**Problem description**: Print the listing in its entirety and exactly, leaving out images.

**Data excerpt**:
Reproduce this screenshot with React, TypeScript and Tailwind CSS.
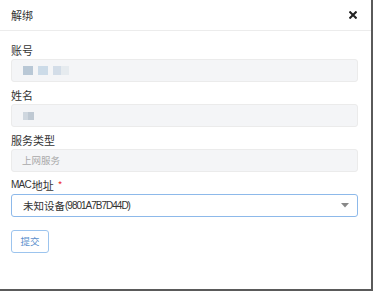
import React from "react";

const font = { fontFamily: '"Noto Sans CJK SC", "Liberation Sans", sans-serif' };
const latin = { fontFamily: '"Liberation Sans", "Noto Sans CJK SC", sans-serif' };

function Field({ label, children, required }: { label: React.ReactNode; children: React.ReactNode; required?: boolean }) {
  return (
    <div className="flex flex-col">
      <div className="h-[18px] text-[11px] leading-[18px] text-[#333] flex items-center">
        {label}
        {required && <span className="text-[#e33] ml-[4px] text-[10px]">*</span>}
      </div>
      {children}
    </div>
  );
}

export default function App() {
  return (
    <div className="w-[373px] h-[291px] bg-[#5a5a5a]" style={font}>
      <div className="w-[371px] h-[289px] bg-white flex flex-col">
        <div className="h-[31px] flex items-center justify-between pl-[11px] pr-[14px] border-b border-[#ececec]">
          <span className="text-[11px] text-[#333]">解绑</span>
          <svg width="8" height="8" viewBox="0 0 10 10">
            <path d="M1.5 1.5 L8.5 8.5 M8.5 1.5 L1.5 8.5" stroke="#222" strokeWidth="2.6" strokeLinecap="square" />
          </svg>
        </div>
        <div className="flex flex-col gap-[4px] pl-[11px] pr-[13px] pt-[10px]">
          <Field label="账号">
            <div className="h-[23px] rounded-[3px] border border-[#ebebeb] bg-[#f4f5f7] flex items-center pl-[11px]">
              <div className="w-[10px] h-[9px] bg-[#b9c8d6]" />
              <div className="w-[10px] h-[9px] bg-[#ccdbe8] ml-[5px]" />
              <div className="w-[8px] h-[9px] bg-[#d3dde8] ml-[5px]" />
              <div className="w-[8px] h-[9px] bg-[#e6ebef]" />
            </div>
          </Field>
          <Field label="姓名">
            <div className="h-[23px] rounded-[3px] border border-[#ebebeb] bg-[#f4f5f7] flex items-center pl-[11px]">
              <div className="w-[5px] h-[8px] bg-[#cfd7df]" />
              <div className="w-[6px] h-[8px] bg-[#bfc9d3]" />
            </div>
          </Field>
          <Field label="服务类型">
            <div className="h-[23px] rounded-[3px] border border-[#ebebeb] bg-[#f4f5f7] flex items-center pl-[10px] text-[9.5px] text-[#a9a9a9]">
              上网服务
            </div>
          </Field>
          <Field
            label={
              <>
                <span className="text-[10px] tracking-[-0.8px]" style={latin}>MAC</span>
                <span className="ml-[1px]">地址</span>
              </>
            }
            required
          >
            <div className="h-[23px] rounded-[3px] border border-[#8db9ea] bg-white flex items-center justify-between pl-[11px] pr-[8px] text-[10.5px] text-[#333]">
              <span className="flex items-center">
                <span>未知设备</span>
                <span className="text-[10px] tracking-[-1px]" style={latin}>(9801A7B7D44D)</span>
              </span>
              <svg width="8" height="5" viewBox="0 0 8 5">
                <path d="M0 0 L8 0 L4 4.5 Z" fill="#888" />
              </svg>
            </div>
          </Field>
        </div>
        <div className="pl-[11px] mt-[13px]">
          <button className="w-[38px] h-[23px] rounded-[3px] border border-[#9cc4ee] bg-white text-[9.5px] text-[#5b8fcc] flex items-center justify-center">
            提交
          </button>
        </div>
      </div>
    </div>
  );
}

**Complete output**:
Reproduce this screenshot with React, TypeScript and Tailwind CSS.
import React from "react";

const font = { fontFamily: '"Noto Sans CJK SC", "Liberation Sans", sans-serif' };
const latin = { fontFamily: '"Liberation Sans", "Noto Sans CJK SC", sans-serif' };

function Field({ label, children, required }: { label: React.ReactNode; children: React.ReactNode; required?: boolean }) {
  return (
    <div className="flex flex-col">
      <div className="h-[18px] text-[11px] leading-[18px] text-[#333] flex items-center">
        {label}
        {required && <span className="text-[#e33] ml-[4px] text-[10px]">*</span>}
      </div>
      {children}
    </div>
  );
}

export default function App() {
  return (
    <div className="w-[373px] h-[291px] bg-[#5a5a5a]" style={font}>
      <div className="w-[371px] h-[289px] bg-white flex flex-col">
        <div className="h-[31px] flex items-center justify-between pl-[11px] pr-[14px] border-b border-[#ececec]">
          <span className="text-[11px] text-[#333]">解绑</span>
          <svg width="8" height="8" viewBox="0 0 10 10">
            <path d="M1.5 1.5 L8.5 8.5 M8.5 1.5 L1.5 8.5" stroke="#222" strokeWidth="2.6" strokeLinecap="square" />
          </svg>
        </div>
        <div className="flex flex-col gap-[4px] pl-[11px] pr-[13px] pt-[10px]">
          <Field label="账号">
            <div className="h-[23px] rounded-[3px] border border-[#ebebeb] bg-[#f4f5f7] flex items-center pl-[11px]">
              <div className="w-[10px] h-[9px] bg-[#b9c8d6]" />
              <div className="w-[10px] h-[9px] bg-[#ccdbe8] ml-[5px]" />
              <div className="w-[8px] h-[9px] bg-[#d3dde8] ml-[5px]" />
              <div className="w-[8px] h-[9px] bg-[#e6ebef]" />
            </div>
          </Field>
          <Field label="姓名">
            <div className="h-[23px] rounded-[3px] border border-[#ebebeb] bg-[#f4f5f7] flex items-center pl-[11px]">
              <div className="w-[5px] h-[8px] bg-[#cfd7df]" />
              <div className="w-[6px] h-[8px] bg-[#bfc9d3]" />
            </div>
          </Field>
          <Field label="服务类型">
            <div className="h-[23px] rounded-[3px] border border-[#ebebeb] bg-[#f4f5f7] flex items-center pl-[10px] text-[9.5px] text-[#a9a9a9]">
              上网服务
            </div>
          </Field>
          <Field
            label={
              <>
                <span className="text-[10px] tracking-[-0.8px]" style={latin}>MAC</span>
                <span className="ml-[1px]">地址</span>
              </>
            }
            required
          >
            <div className="h-[23px] rounded-[3px] border border-[#8db9ea] bg-white flex items-center justify-between pl-[11px] pr-[8px] text-[10.5px] text-[#333]">
              <span className="flex items-center">
                <span>未知设备</span>
                <span className="text-[10px] tracking-[-1px]" style={latin}>(9801A7B7D44D)</span>
              </span>
              <svg width="8" height="5" viewBox="0 0 8 5">
                <path d="M0 0 L8 0 L4 4.5 Z" fill="#888" />
              </svg>
            </div>
          </Field>
        </div>
        <div className="pl-[11px] mt-[13px]">
          <button className="w-[38px] h-[23px] rounded-[3px] border border-[#9cc4ee] bg-white text-[9.5px] text-[#5b8fcc] flex items-center justify-center">
            提交
          </button>
        </div>
      </div>
    </div>
  );
}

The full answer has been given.